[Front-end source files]
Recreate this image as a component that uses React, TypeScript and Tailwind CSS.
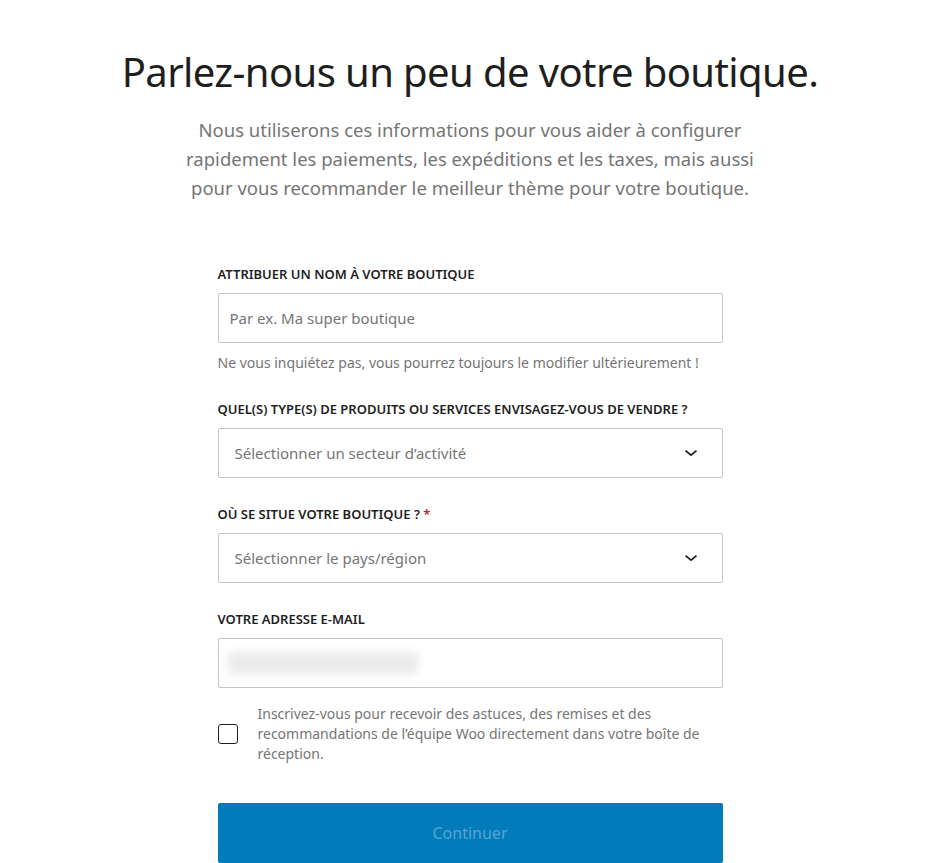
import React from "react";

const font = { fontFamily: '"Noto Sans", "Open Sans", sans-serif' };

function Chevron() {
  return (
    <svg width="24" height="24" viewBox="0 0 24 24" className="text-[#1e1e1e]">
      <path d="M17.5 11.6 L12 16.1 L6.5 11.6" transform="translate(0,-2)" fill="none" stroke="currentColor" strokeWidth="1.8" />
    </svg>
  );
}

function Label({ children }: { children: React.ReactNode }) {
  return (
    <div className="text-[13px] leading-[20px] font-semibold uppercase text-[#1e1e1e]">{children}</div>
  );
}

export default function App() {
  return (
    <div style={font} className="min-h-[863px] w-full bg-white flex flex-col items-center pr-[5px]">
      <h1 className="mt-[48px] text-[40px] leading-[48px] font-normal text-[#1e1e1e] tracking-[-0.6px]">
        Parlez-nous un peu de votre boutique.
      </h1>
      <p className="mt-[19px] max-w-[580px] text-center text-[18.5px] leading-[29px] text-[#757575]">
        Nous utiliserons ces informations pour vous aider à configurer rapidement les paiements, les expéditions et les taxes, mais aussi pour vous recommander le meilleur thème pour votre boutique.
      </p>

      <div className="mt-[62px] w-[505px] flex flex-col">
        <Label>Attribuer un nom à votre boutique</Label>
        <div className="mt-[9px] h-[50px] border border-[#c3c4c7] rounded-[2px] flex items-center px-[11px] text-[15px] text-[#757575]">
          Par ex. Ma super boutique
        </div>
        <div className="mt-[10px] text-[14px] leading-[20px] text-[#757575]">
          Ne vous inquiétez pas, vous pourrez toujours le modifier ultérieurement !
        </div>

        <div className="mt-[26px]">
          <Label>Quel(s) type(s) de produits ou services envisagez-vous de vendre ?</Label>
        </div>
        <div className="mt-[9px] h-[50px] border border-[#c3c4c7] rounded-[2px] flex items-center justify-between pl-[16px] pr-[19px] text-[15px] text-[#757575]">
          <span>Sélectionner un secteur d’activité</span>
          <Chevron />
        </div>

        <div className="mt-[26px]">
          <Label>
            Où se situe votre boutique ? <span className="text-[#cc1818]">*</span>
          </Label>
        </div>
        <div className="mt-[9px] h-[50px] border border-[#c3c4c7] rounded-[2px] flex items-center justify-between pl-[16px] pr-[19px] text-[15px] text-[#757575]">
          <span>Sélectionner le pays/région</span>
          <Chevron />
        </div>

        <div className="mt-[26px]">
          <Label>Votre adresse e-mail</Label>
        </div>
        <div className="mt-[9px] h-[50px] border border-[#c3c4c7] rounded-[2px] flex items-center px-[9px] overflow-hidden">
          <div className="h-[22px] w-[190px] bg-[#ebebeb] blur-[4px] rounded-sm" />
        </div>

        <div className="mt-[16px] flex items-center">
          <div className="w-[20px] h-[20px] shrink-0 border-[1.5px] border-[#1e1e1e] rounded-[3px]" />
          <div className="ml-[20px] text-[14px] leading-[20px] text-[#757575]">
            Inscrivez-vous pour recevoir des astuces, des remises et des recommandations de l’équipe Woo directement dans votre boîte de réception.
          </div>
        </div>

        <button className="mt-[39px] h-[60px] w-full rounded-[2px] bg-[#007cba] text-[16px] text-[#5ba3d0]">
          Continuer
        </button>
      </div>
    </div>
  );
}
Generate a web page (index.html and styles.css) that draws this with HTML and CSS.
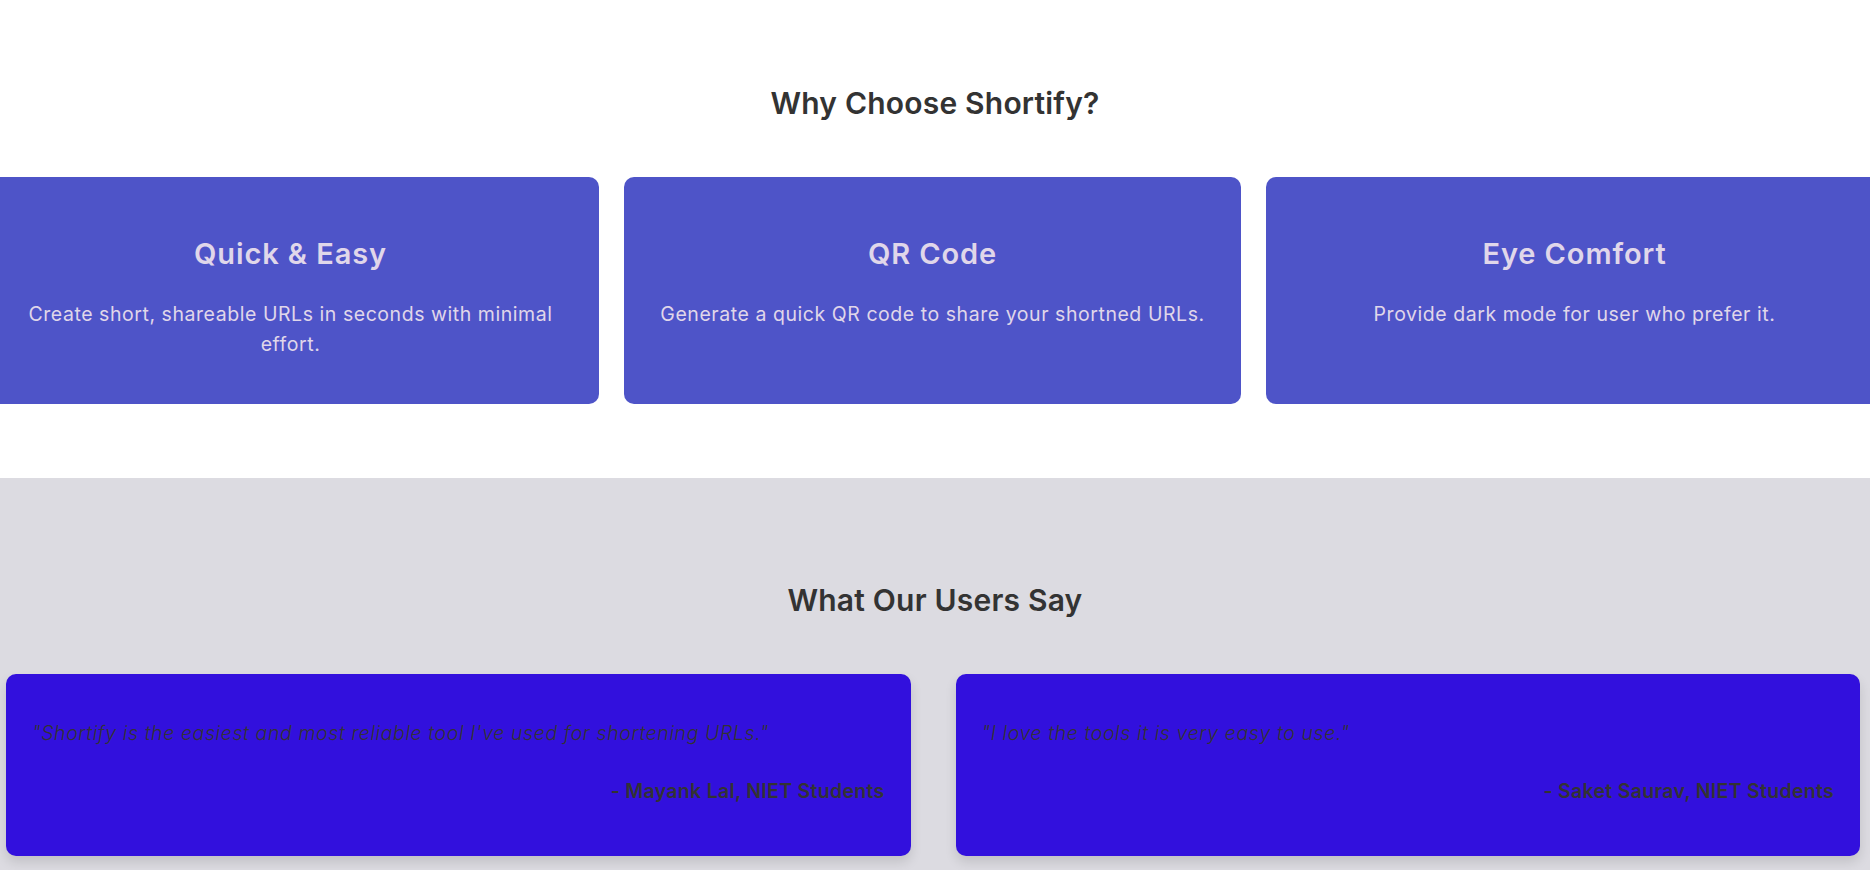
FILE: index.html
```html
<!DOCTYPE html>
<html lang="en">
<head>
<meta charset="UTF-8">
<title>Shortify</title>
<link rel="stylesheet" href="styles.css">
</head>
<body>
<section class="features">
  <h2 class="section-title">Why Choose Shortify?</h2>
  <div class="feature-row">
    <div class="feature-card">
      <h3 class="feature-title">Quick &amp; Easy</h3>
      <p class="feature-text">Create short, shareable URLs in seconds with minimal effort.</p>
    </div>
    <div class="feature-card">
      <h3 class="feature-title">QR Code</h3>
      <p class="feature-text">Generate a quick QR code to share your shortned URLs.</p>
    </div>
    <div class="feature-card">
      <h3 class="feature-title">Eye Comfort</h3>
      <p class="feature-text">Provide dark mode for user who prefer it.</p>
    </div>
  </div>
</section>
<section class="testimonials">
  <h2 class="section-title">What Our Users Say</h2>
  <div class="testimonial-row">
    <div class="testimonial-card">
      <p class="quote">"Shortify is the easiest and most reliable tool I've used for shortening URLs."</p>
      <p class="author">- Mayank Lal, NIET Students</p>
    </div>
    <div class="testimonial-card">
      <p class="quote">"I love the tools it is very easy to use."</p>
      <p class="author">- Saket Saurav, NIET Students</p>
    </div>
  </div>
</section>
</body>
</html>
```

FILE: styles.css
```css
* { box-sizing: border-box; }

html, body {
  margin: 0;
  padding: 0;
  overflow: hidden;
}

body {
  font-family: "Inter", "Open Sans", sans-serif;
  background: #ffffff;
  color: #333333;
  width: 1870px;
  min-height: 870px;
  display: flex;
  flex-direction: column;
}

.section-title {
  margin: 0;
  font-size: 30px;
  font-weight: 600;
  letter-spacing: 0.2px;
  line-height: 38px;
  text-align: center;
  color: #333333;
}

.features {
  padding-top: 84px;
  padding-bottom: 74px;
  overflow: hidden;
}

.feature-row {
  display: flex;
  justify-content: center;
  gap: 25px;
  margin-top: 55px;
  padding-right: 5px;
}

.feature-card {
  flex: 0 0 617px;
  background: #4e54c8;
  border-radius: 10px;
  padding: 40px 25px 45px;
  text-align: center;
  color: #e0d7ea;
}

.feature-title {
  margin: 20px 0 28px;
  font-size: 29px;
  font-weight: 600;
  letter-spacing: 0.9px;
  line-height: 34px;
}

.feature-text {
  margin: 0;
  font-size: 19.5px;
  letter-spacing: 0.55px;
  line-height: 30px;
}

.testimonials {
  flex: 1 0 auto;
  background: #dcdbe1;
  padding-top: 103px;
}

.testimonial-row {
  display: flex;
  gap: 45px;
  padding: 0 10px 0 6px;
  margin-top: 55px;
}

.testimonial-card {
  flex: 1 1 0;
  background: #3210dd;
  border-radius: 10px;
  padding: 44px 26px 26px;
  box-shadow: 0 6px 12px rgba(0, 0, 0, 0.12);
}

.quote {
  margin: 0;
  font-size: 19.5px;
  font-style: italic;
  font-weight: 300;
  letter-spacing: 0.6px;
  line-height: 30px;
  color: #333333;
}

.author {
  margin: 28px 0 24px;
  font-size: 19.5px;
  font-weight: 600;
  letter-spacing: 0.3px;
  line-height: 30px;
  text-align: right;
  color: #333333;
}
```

● **What to produce**:
Extract every line from the records above that contains the word "with".

● **Answer to this problem**:
Generate a web page (index.html and styles.css) that draws this with HTML and CSS.
      <p class="feature-text">Create short, shareable URLs in seconds with minimal effort.</p>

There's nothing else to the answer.